Almost 30 years after her debut at the Raymond F. Kravis Center for the Performing Arts, Tori Amos graced the stage once again to launch her “Oceans to Oceans” summer tour across the U.S. As “God,” played by Jon Evans and renowned U.K. drummer Ash Soan began, the audience cheered. More than 2,200 devoted fans leaped to their feet with a roar as Amos, dressed in a signature flowing ensemble and dazzling stilettos, strode out into the lights. Then she took a deep bow and stepped purposefully to the piano and keyboard center stage, where she sat down on the bench and started the song, first with the opening chords and then with the first lyrics. As sure and strong as it was thirty years ago, her distinctive voice sounded high and breathy, then lowered to a growl.

The genre-defining Amos has achieved a devoted following since the release of her groundbreaking first album, “Little Earthquakes.” It was evident in the cheers after the song’s famous question, “Do you need a woman to take care of you?” Decades before the “Me Too” movement, Amos’ songs were the sly, neo-feminist incantations exchanged in underground coffeehouses, dormitories, and alternative nightclubs throughout the 90’s. Despite the years and all the societal changes, Amos’ moral compass has remained fixed on its true north, evidenced by her opening remarks to the audience after “God” ended. “You know the Proud Boys? Well, you can tell them I’m here. I am a proud Floridian…woman.”

The opening notes of the titular “Ocean to Ocean” soon rippled across the audience. A bubbling wave of beautiful music swelled; percussion joined in and crested into quiet as Amos, a beatific smile on her face, turned to face the second keyboard. Stretching her right leg to reach under one keyboard and gracefully extending her left to the pedals of the piano, she crooned the opening lyrics. From there, the song continued with Amos alternating from piano to keyboard, and finally, playing both simultaneously.

Although she is known as a classical/pop composer and performer, Amos style has always been tricky to define, which is part of her appeal. She herself admitted to the audience that sometimes she just wants to play whatever she is feeling in the moment. That moment became one of the most riveting songs of the evening as she launched into an earthy, female-centric version of The Animals’ “House of the Rising Sun.” Her voice registering a level Eartha Kitt would envy, she commanded the audience “You go tell, tell my baby sisters, girls, not to do, not to do what I have done,” as the song became a warning against falling for the wrong man, more closely aligned to its original, Appalachian roots.

Many of the songs Amos performed that evening were steeped in earlier, literary roots, including “Climb” (2017’s Native Invader) and “Ruby Through the Looking-Glass” (2004’s Scarlett’s Hidden Treasures), but under the skillful hands and composition of Amos, they all carried deeper, contemporary meanings.

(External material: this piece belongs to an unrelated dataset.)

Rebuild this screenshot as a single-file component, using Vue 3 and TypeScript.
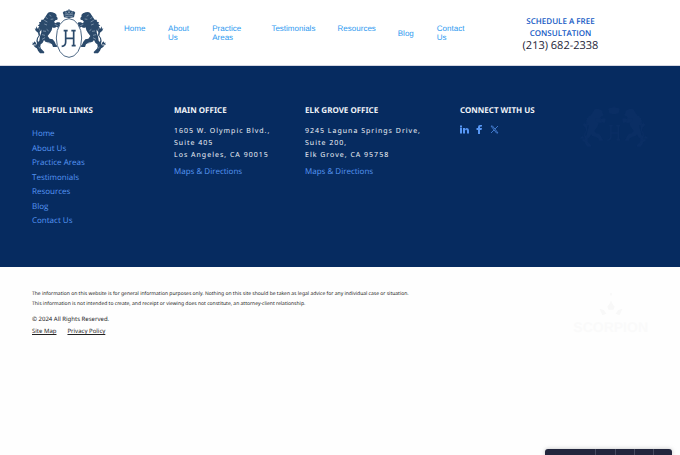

The “Ocean’s to Ocean’s” Tour is a fitting title beyond the album name if, (as Amos claimed during her show), she has now crossed the Atlantic from the Arthurian-steeped land of Cornwall, England, to a new home here in Florida. But the title also fits the concert by the way the songs from her sixteen albums were spread throughout the night, including the stunning solo performance of “Silent All These Years” (Little Earthquakes, 1992), the rousing “Little Amsterdam” (Boys for Pele, 1996), “Father’s Son,” (American Doll Posse, 2007), “Give” (Abnormally Attracted to Sin, 2009), “Bells for Her” (Under the Pink, 1994) and the pre-encore concert finale of the fan-favorite “Cornflake Girl,” (Little Earthquakes). Because it truly made one appreciate how, despite the number of years from first album to sixteenth, just like a message in a bottle at sea for decades, the ocean brings it back to shore, message intact. Like the timeless music of Tori Amos.